3. Know there’s no need to feel intimidated

When I first joined the gym, I was terrified; the thought of exercising in front of others filled me with what can only be described as pure dread. I was scared that people would look at me and judge me for only being able to lift the small weights, and I wouldn’t try any new machines in case I made a fool of myself. It’s OK to feel like this at the start; stepping out of your comfort zone isn’t easy, but you’ll soon begin to realise that nobody actually cares what you’re doing, just as you don’t care what they’re doing. Everyone is there for their own reasons, and nobody is going to care or judge you if you mess something up. In my year at the gym, I’ve seen people helping each other out countless times – it’s no big deal and there certainly isn’t any judgement involved. This girl who a year ago was scared to even move in the gym is now the one you’ll see smashing out sumo squats in the middle of the floor (not such a dignified sight, but who even cares? No-one!)

4. Focus on how you feel

It’s easy to get caught up in the physical results, but I really do think this often does more harm than good. Physical results are slow, but the mental benefits can be felt almost immediately. Focusing on how going to the gym makes you feel, and realising the power of these benefits is so much more motivational than getting hung up on physical qualities. Treating the gym as somewhere to go to make you feel great is truly the best way forward, and any physical changes are just a pleasant side effect.

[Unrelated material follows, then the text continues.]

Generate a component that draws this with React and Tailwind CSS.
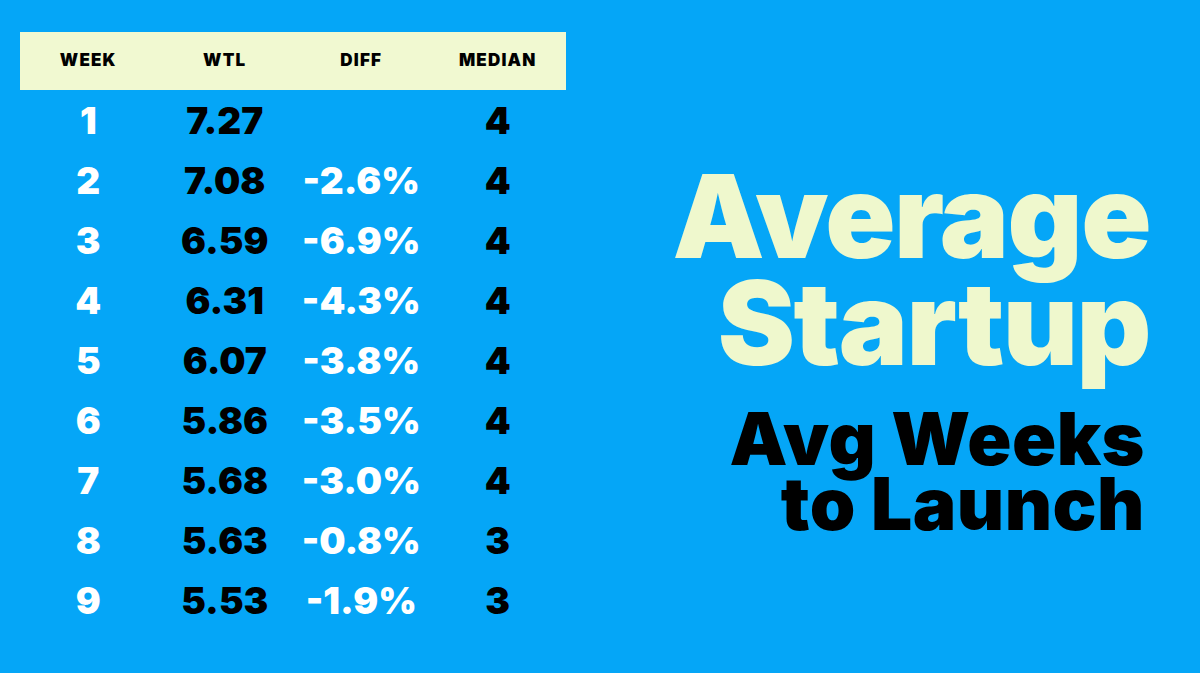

5. Don’t sweat the details

Hands up who has ever missed a day or week at the gym and given up there and then, taking it as a sign of failure? I’ve certainly done this many a time. The truth is, though, that missing a week at the gym doesn’t matter, it’s how you decide to interpret it that does. Sticking to a strict routine isn’t what will make you succeed in getting fit, it’s the resilience to keep going even if things don’t always go to plan. Yes, I occasionally miss a week in the gym – life happens. Sometimes you’re just too busy, or you simply feel demotivated or under the weather. It doesn’t matter! What matters is picking yourself up and going again. I have skipped plenty of workouts, yet their effect on my fitness is negligible. If, however, I’d used this as an excuse to give up completely, I’d be right back to square one. Alternatively, if some days you don’t feel like going but want to try, just go for half an hour or so – what matters is that you went and you did something. We all have bad days, and teaching yourself that it’s actually fine is incredibly liberating.

6. Find your niche

I HATE cardio. Always have done, always will do. At school, I hated PE. I was also shit at PE. This led me to believe that I hated exercise, which was far from the truth. Had I not sheepishly ventured into that weights section, there’s no way I would have stuck at the gym. I just can’t deal with the burning throat, the feeling sick before I’m even tired, and the dreaded jiggling that comes with cardio. It makes me feel unfit and downright crappy. Lifting weights and using resistance machines, however, makes me feel powerful – like I can conquer the world. Yes, it’s hard work, but it’s a different kind of hard work than cardio; a kind I really enjoy. Consequently, my routines contain minimal cardio, for no other reason than because I don’t like it. It’s all about finding something that makes you feel empowered and strong, rather than just sticking to what you know and hate.


7. Plan ahead

Having a super-strict routine doesn’t work for everyone. What I like to do is plan when I’m getting my workouts in week by week, rather than having a set day for each thing without fail. I tend to get my diary out on a Sunday and figure out what I’ve got planned during the week, before deciding when to fit the gym in. This way, you can set time aside for the gym on the days which you don’t have much planned for. Pre-planning is one of the best ways to ensure you don’t miss a workout due to being too busy.